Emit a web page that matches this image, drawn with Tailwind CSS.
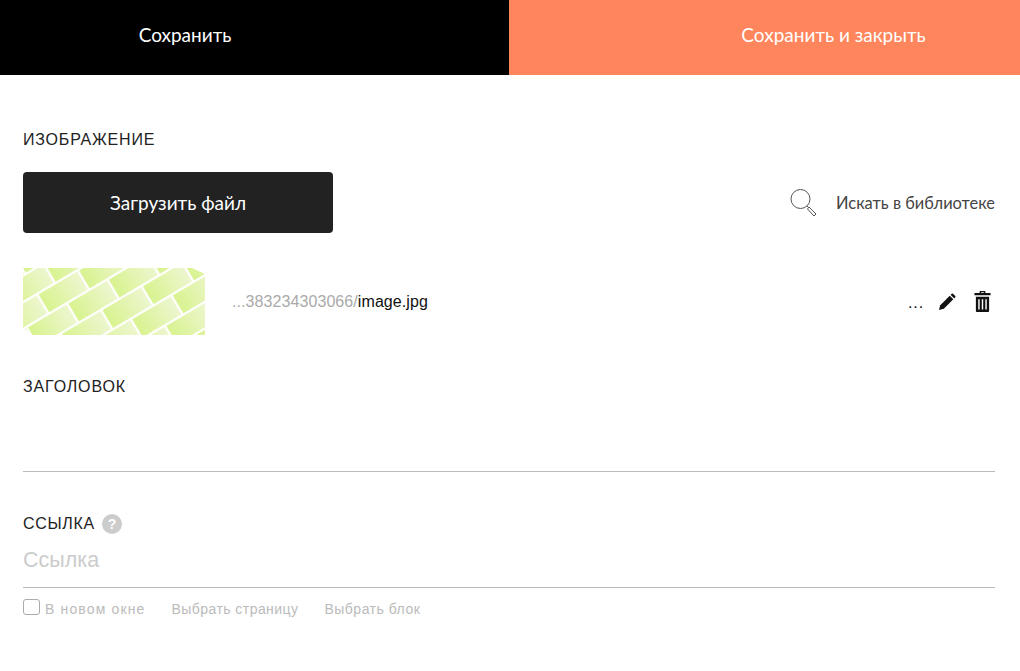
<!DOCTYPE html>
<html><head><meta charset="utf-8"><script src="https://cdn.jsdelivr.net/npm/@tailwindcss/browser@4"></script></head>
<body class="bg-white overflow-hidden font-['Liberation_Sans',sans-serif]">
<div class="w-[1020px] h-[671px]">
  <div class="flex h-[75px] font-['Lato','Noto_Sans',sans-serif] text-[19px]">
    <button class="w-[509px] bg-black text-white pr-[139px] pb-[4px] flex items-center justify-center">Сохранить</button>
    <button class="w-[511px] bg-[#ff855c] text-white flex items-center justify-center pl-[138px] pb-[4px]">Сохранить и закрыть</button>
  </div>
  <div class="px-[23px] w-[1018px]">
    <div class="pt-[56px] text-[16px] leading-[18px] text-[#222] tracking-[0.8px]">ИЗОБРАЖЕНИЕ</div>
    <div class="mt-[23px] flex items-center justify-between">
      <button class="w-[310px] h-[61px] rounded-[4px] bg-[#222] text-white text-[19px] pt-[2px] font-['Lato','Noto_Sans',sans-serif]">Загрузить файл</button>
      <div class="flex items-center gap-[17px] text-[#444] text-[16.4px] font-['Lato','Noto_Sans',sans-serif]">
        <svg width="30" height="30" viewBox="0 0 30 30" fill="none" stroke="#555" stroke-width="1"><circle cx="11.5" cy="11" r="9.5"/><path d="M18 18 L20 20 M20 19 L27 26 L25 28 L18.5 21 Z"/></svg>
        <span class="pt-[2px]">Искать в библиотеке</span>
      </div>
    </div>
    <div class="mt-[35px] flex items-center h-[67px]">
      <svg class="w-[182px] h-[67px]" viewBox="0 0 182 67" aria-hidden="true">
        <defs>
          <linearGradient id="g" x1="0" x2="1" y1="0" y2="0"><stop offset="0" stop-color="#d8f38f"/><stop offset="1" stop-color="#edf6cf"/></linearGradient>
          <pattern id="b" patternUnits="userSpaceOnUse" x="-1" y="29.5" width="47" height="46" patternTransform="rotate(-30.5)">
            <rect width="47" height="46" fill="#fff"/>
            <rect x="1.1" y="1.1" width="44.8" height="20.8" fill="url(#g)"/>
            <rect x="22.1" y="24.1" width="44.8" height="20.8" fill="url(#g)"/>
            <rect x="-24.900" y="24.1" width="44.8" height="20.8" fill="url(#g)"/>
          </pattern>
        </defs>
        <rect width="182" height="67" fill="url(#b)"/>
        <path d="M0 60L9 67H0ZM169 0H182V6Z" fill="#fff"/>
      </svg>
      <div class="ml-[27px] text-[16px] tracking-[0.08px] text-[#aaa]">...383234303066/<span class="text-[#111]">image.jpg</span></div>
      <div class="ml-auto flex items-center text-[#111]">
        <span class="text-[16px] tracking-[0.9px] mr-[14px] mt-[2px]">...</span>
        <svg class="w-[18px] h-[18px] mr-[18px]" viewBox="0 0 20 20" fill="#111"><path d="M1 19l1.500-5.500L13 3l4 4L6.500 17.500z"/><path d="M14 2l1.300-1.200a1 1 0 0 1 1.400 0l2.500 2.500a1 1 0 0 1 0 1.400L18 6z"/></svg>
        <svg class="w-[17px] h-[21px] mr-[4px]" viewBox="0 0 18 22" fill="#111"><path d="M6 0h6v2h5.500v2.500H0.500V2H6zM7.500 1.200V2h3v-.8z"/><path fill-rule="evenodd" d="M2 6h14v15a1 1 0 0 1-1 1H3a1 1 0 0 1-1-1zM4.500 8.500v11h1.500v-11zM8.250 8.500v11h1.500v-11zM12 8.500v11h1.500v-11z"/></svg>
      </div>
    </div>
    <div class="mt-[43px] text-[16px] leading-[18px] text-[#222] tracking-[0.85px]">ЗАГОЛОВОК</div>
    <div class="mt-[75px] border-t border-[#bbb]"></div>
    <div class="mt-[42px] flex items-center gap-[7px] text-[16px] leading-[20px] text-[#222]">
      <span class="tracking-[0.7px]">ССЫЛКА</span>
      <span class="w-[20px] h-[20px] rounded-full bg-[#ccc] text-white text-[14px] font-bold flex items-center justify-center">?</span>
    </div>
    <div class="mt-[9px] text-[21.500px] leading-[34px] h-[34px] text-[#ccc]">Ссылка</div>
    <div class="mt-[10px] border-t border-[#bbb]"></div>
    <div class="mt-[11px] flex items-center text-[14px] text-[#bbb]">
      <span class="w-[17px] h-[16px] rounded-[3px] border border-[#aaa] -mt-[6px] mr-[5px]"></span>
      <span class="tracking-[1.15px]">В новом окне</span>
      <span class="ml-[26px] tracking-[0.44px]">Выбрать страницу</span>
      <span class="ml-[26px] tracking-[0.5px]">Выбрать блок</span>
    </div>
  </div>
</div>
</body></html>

##########

What to work on: Find the number of lines in which the word "image" occurs, and write nothing but that number.

Result for this exercise: 2